April 1, 2013

# How probable are 3 consecutive birthdays?

Have you ever wondered what the likelihood is of having three consecutive birthdays in a row? It’s a fun excursion from the classical statisical brain teaser on the birthday problem.

To begin with we’ll consider the probability of a given three people - let’s call them Alex, Brian and Catherine - having consecutive birthdays. For those familiar with sets, we’ll represent them with the set $P = { Alex, Brian, Catherine }$.

## Making assumptions

To keep the Math reasonably simple, we’ll make a few assumptions:

• Births aren’t evenly distributed throughout the year, but we’ll assume they are.
• We’ll ignore leapyears and take a year as 365 days.
• We’ll assume these three people are picked at random.

## Applying Combinatorics

Recall that we defined the set of the 3 people as $P = { Alex, Brian, Catherine }$.

P can be permuted (ordered) in several different ways, for instance $( Brian, Alex, Catherine )$ or $( Catherine, Alex, Brian )$. How many different permutations are there?
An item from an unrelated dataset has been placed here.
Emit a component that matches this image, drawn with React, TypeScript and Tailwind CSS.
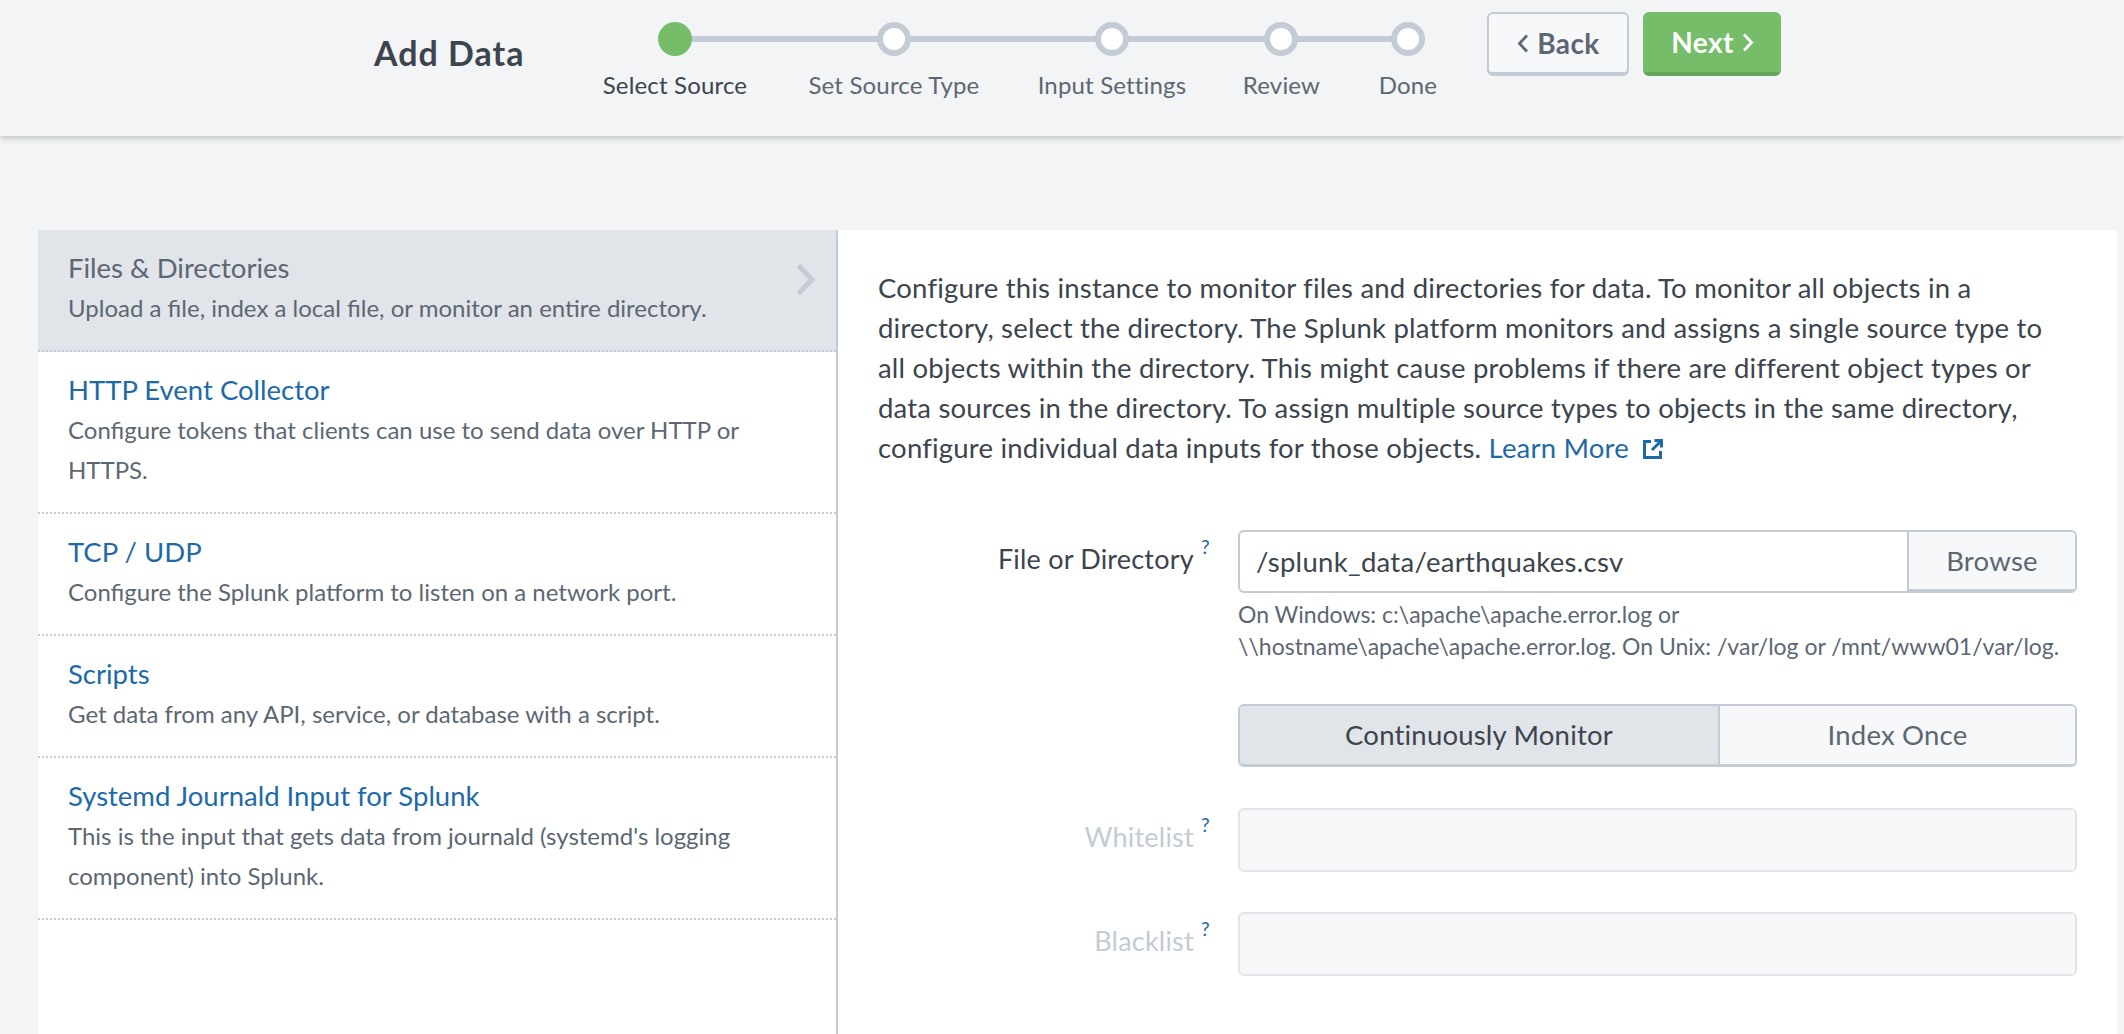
import React from 'react';

const FONT = "font-['Lato','Open_Sans',sans-serif]";

const steps = [
  { label: 'Select Source', done: true, width: 'w-[145px]' },
  { label: 'Set Source Type', done: false, width: 'w-[173px]' },
  { label: 'Input Settings', done: false, width: 'w-[143px]' },
  { label: 'Review', done: false, width: 'w-[76px]' },
  { label: 'Done', done: false, width: 'w-[57px]' },
];

const sources = [
  { title: 'Files & Directories', lines: ['Upload a file, index a local file, or monitor an entire directory.'], active: true },
  { title: 'HTTP Event Collector', lines: ['Configure tokens that clients can use to send data over HTTP or', 'HTTPS.'] },
  { title: 'TCP / UDP', lines: ['Configure the Splunk platform to listen on a network port.'] },
  { title: 'Scripts', lines: ['Get data from any API, service, or database with a script.'] },
  { title: 'Systemd Journald Input for Splunk', lines: ["This is the input that gets data from journald (systemd's logging", 'component) into Splunk.'] },
];

function Chevron({ dir, className }: { dir: 'left' | 'right'; className?: string }) {
  return (
    <svg viewBox="0 0 12 19" className={className} fill="none" stroke="currentColor" strokeWidth="2.8">
      <path d={dir === 'left' ? 'M10 1.5 2.5 9.5l7.5 8' : 'M2 1.5l7.5 8-7.5 8'} />
    </svg>
  );
}

function Wizard() {
  return (
    <div className="relative flex gap-[60px] pt-[22px]">
      <div className="absolute left-[70px] top-[36px] h-[6px] w-[736px] bg-[#c3cbd4]" />
      {steps.map((s) => (
        <div key={s.label} className={`relative flex flex-col items-center ${s.width}`}>
          <div className={s.done ? 'h-[34px] w-[34px] rounded-full bg-[#75bd69]' : 'h-[34px] w-[34px] rounded-full border-[6px] border-[#c3cbd4] bg-white'} />
          <div className={s.done ? 'mt-[13px] whitespace-nowrap text-[24px] leading-[32px] tracking-[0.17px] text-[#3c444d]' : 'mt-[13px] whitespace-nowrap text-[24px] leading-[32px] tracking-[0.17px] text-[#5c6773]'}>{s.label}</div>
        </div>
      ))}
    </div>
  );
}

function SourceRow({ title, lines, active }: { title: string; lines: string[]; active?: boolean }) {
  return (
    <div className={active ? 'relative border-b-2 border-dotted border-[#c3cbd4] bg-[#e1e4e8] pl-[30px] pt-[18px] pb-[22px]' : 'border-b-2 border-dotted border-[#c3cbd4] pl-[30px] pt-[18px] pb-[22px]'}>
      <div className={active ? 'text-[27.5px] leading-[40px] text-[#5c6773]' : 'text-[27.5px] leading-[40px] text-[#1e6aa8]'}>{title}</div>
      {lines.map((l) => (
        <div key={l} className="text-[24px] leading-[40px] text-[#5c6773]">{l}</div>
      ))}
      {active && (
        <svg viewBox="0 0 19 33" className="absolute left-[758px] top-[33px] h-[33px] w-[19px] text-[#c3cbd4]" fill="none" stroke="currentColor" strokeWidth="5">
          <path d="M2.5 2.5 16 16.5 2.5 30.5" />
        </svg>
      )}
    </div>
  );
}

function FieldLabel({ text, muted }: { text: string; muted?: boolean }) {
  return (
    <div className={muted ? 'w-[360px] pr-[28px] pt-[9px] text-right text-[27px] leading-[40px] tracking-[0.2px] text-[#c3cbd4]' : 'w-[360px] pr-[28px] pt-[9px] text-right text-[27px] leading-[40px] tracking-[0.2px] text-[#3c444d]'}>
      {text}
      <sup className="top-[-15px] ml-[7px] text-[20px] text-[#1e6aa8]">?</sup>
    </div>
  );
}

export default function App() {
  return (
    <div className={`${FONT} h-[1034px] overflow-hidden bg-[#f2f4f5]`}>
      <header className="flex h-[136px] bg-[#f2f4f5] pl-[374px] shadow-[0_2px_6px_rgba(60,68,77,0.3)]">
        <h1 className="mr-[78px] mt-[31px] h-fit text-[34px] font-bold leading-[44px] tracking-[1px] text-[#3c444d]">Add Data</h1>
        <Wizard />
        <div className="ml-[51px] flex gap-[14px] pt-[12px]">
          <button className="flex h-[64px] w-[142px] items-center justify-center gap-[8px] rounded-[6px] border-2 border-b-4 border-[#c3cbd4] bg-[#f7f8fa] text-[28px] font-bold tracking-[0.4px] text-[#5c6773]">
            <Chevron dir="left" className="h-[19px] w-[12px]" />
            Back
          </button>
          <button className="flex h-[64px] w-[138px] items-center justify-center gap-[8px] rounded-[6px] border-b-4 border-[#66a55c] bg-[#75bd69] text-[28px] font-bold tracking-[0.4px] text-white">
            Next
            <Chevron dir="right" className="h-[19px] w-[12px]" />
          </button>
        </div>
      </header>

      <main className="ml-[38px] mr-[7px] mt-[94px] flex h-[810px] bg-white">
        <aside className="w-[800px] shrink-0 border-r-2 border-[#c3cbd4]">
          {sources.map((s) => (
            <SourceRow key={s.title} {...s} />
          ))}
        </aside>

        <section className="flex-1 pl-[40px] pr-[40px] pt-[38px]">
          <p className="whitespace-nowrap text-[27.5px] leading-[40px] tracking-[0.2px] text-[#3c444d]">
            Configure this instance to monitor files and directories for data. To monitor all objects in a<br />
            directory, select the directory. The Splunk platform monitors and assigns a single source type to<br />
            all objects within the directory. This might cause problems if there are different object types or<br />
            data sources in the directory. To assign multiple source types to objects in the same directory,<br />
            configure individual data inputs for those objects.{' '}
            <a className="text-[#1e6aa8]">
              Learn More
              <svg viewBox="0 0 20 20" className="ml-[14px] inline-block h-[20px] w-[20px] align-[-1px]" fill="none" stroke="currentColor" strokeWidth="3">
                <path d="M8 2.5H1.5v16h16V12M11.5 1.5h7v7M18 2l-9 9" />
              </svg>
            </a>
          </p>

          <div className="mt-[62px] flex">
            <FieldLabel text="File or Directory" />
            <div className="flex-1">
              <div className="flex h-[63px] overflow-hidden rounded-[6px] border-2 border-[#c3cbd4]">
                <div className="flex flex-1 items-center pl-[16px] text-[27.5px] tracking-[0.3px] text-[#3c444d]">/splunk_data/earthquakes.csv</div>
                <div className="flex w-[168px] items-center justify-center border-b-2 border-l-2 border-[#c3cbd4] bg-[#f7f8fa] text-[27.5px] tracking-[0.24px] text-[#5c6773]">Browse</div>
              </div>
              <p className="mt-[5px] whitespace-nowrap text-[23px] leading-[32px] text-[#5c6773]">
                On Windows: c:\apache\apache.error.log or<br />
                \\hostname\apache\apache.error.log. On Unix: /var/log or /mnt/www01/var/log.
              </p>
            </div>
          </div>

          <div className="mt-[42px] flex pl-[360px]">
            <div className="flex h-[63px] flex-1 overflow-hidden rounded-[6px] border-2 border-b-[3px] border-[#c3cbd4] text-[27.5px] tracking-[0.2px]">
              <div className="flex w-[478px] items-center justify-center bg-[#e1e4e8] text-[#3c444d]">Continuously Monitor</div>
              <div className="flex flex-1 items-center justify-center border-l-2 border-[#c3cbd4] bg-[#f7f8fa] text-[#5c6773]">Index Once</div>
            </div>
          </div>

          <div className="mt-[41px] flex">
            <FieldLabel text="Whitelist" muted />
            <div className="h-[64px] flex-1 rounded-[6px] border-2 border-[#e1e4e8] bg-[#f7f8fa]" />
          </div>
          <div className="mt-[40px] flex">
            <FieldLabel text="Blacklist" muted />
            <div className="h-[64px] flex-1 rounded-[6px] border-2 border-[#e1e4e8] bg-[#f7f8fa]" />
          </div>
        </section>
      </main>
    </div>
  );
}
Time for a little Combinatorics.

 If you’ve done this thing before, recall there are $m!$ ways to rearrange $m$ elements. If you’ve no idea what I just said, take a look at this explanation. There are $\mathrm{P} = 3$ birthdays, so there are $3! = 3 \times 2 \times 1 = \mathbf{6}$ permutations.

## Applying Probability

Thanks to the addition rule we just need to find the probability of a single permutation. We’ll consider $( Alex, Brian, Catherine )$:

• Alex’s birthday can happen on any day of the year, with probability $\frac{365}{365} = 1$.
• Brian’s birthday must happen on the day after that of Alex, with probability $\frac{1}{365}$.
• Catherine’s must happen on the day after that of Brian, again with probability $\frac{1}{365}$.

These events are all independent, so we can just use the multiplication rule to find the chance of them all occurring:

$\frac{365}{365} \times \frac{1}{365} \times \frac{1}{365} = \frac{1}{365^2} = 0.000007506\ldots$

That’s roughly a $0.00075\%$ chance. Now let’s account for the 6 permutations:

$6 \times \frac{1}{365^2} = \frac{6}{365^2} = 0.00004503\ldots$

So the probability of three people having consecutive birthdays is roughly $0.0045\%$.
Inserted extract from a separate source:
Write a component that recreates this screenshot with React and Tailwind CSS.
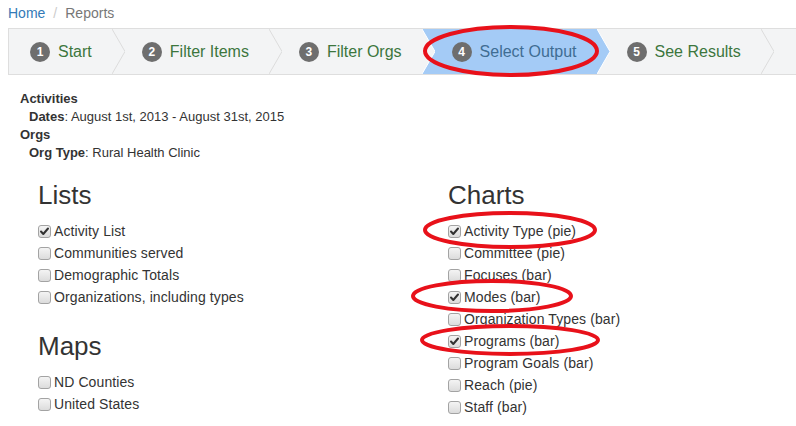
import React from "react";

const steps = [
  { n: 1, label: "Start" },
  { n: 2, label: "Filter Items" },
  { n: 3, label: "Filter Orgs" },
  { n: 4, label: "Select Output", active: true },
  { n: 5, label: "See Results" },
];

const GRAY = "#f3f4f5";
const BLUE = "#a4cbf6";

function Chevron({ left, right, line }) {
  return (
    <svg width="13" height="45" viewBox="0 0 13 45" className="flex-none block">
      <rect x="0" y="0" width="13" height="45" fill={right} />
      <polygon points="0,0 13,22.5 0,45" fill={left} />
      <polyline points="0,0 13,22.5 0,45" fill="none" stroke={line} strokeWidth="1" />
    </svg>
  );
}

function Box({ checked }) {
  return (
    <span className="relative inline-block w-[13px] h-[13px] flex-none rounded-[3px] border border-[#a3a3a3] bg-gradient-to-b from-[#f4f4f4] to-[#dcdcdc]">
      {checked && (
        <svg viewBox="0 0 13 13" className="absolute left-[-1px] top-[-1px] w-[13px] h-[13px]">
          <path d="M3 6.5 L5.3 9 L10 3.5" fill="none" stroke="#333" strokeWidth="2" strokeLinecap="round" strokeLinejoin="round" />
        </svg>
      )}
    </span>
  );
}

function Check({ label, checked }) {
  return (
    <label className="flex items-center gap-[3px] h-[22px] text-[14px] text-[#333] tracking-[0.1px]">
      <Box checked={checked} />
      <span>{label}</span>
    </label>
  );
}

export default function App() {
  return (
    <div
      className="relative w-[796px] h-[426px] overflow-hidden bg-white text-[#333]"
      style={{ fontFamily: '"Liberation Sans", Arial, sans-serif' }}
    >
      {/* breadcrumb */}
      <div className="flex items-center h-[26px] pl-2 text-[14px]">
        <span className="text-[#337ab7]">Home</span>
        <span className="px-[8px] text-[#ccc]">/</span>
        <span className="text-[#777]">Reports</span>
      </div>

      {/* steps */}
      <div className="ml-2 mt-[2px] w-[840px] flex border border-[#dedede] bg-[#f3f4f5] h-[47px]">
        {steps.map((s, i) => {
          const prev = steps[i - 1];
          return (
            <React.Fragment key={s.n}>
              {i > 0 && (
                <Chevron
                  left={prev.active ? BLUE : GRAY}
                  right={s.active ? BLUE : GRAY}
                  line={prev.active || s.active ? "#ffffff" : "#dcdcdc"}
                />
              )}
              <div
                className={
                  "flex items-center gap-[8px] pr-[20px] " +
                  (i === 0 ? "pl-[21px] " : "pl-[17px] ") +
                  (s.active ? "bg-[#a4cbf6]" : "")
                }
              >
                <span className="flex items-center justify-center w-[20px] h-[20px] rounded-full bg-[#6e6e6e] text-white text-[12px] font-bold">
                  {s.n}
                </span>
                <span className={"text-[16px] " + (s.active ? "text-[#3f6d93]" : "text-[#3c763d]")}>
                  {s.label}
                </span>
              </div>
            </React.Fragment>
          );
        })}
        <Chevron left={GRAY} right={GRAY} line="#dcdcdc" />
      </div>

      {/* summary */}
      <div className="mt-[15px] pl-5 text-[13px] leading-[18px]">
        <div className="font-bold">Activities</div>
        <div className="pl-[9px]">
          <b>Dates</b>: August 1st, 2013 - August 31st, 2015
        </div>
        <div className="font-bold">Orgs</div>
        <div className="pl-[9px]">
          <b>Org Type</b>: Rural Health Clinic
        </div>
      </div>

      {/* columns */}
      <div className="grid grid-cols-[410px_1fr] pl-[38px] mt-[18px]">
        <div>
          <h2 className="text-[26px] leading-[30px] font-normal mb-[10px]">Lists</h2>
          <Check label="Activity List" checked />
          <Check label="Communities served" />
          <Check label="Demographic Totals" />
          <Check label="Organizations, including types" />
          <h2 className="text-[26px] leading-[30px] font-normal mt-[23px] mb-[10px]">Maps</h2>
          <Check label="ND Counties" />
          <Check label="United States" />
        </div>
        <div>
          <h2 className="text-[26px] leading-[30px] font-normal mb-[10px]">Charts</h2>
          <Check label="Activity Type (pie)" checked />
          <Check label="Committee (pie)" />
          <Check label="Focuses (bar)" />
          <Check label="Modes (bar)" checked />
          <Check label="Organization Types (bar)" />
          <Check label="Programs (bar)" checked />
          <Check label="Program Goals (bar)" />
          <Check label="Reach (pie)" />
          <Check label="Staff (bar)" />
        </div>
      </div>

      {/* red annotation ellipses */}
      <svg className="absolute inset-0 pointer-events-none" width="796" height="426">
        <g fill="none" stroke="#e8111a" strokeWidth="4">
          <ellipse cx="511" cy="51" rx="86" ry="24" />
          <ellipse cx="510" cy="230" rx="85" ry="17" />
          <ellipse cx="492" cy="296" rx="79" ry="15" />
          <ellipse cx="510" cy="340" rx="88" ry="14" />
        </g>
      </svg>
    </div>
  );
}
## Applying this result to groups of people

The original Birthday problem ultimately concerns how many people you need in a group for two or more of them to share birthdays.

To do this for our similar problem the key is to use how many different groups of 3 people can arise from a group of $x$ people. Where $^{n}C_{k}$ represents these k-combinations, plot the function:

$x \in \mathbb{Z}, x \ge 3,\ y =\ ^{x}C_{3} \times \frac{6}{365^2}$

Then find the first value of $x$ where $y > 0.5$, and you’ve got the smallest number of people where it is probable for there to be three consecutive birthdays.

I’ll leave this final step as an exercise for the reader.

## Footnote

You might get confused if trying to derive this. There are 4 different ways to make 3 days of birthdays as $( Alex, Brian, Catherine )$, depending on whether the second two birthdays are the day before or after. However since these 4 different ways are each only of $\frac{1}{4}$ probability it all cancels out.

Many thanks to the wonderful people that reviewed drafts of this post: the statistical Samuel Littley, the inventive Nemil Dalal, the organised Andy Bursh, the clarifying Isabell Long & the syntactical David Kendal.

Any statistical shortcomings are the fault of the author, Michael Mokrysz.

UPDATE 1: I noticed I’d missed out the 4 different ways the birthdays can arise, so corrected for that.

UPDATE 2: Samuel Littley pointed out that whilst there are indeed 4 ways to make each triple, the probability of any specific one happening means that we divide by 4 again. Post updated with this reasoning.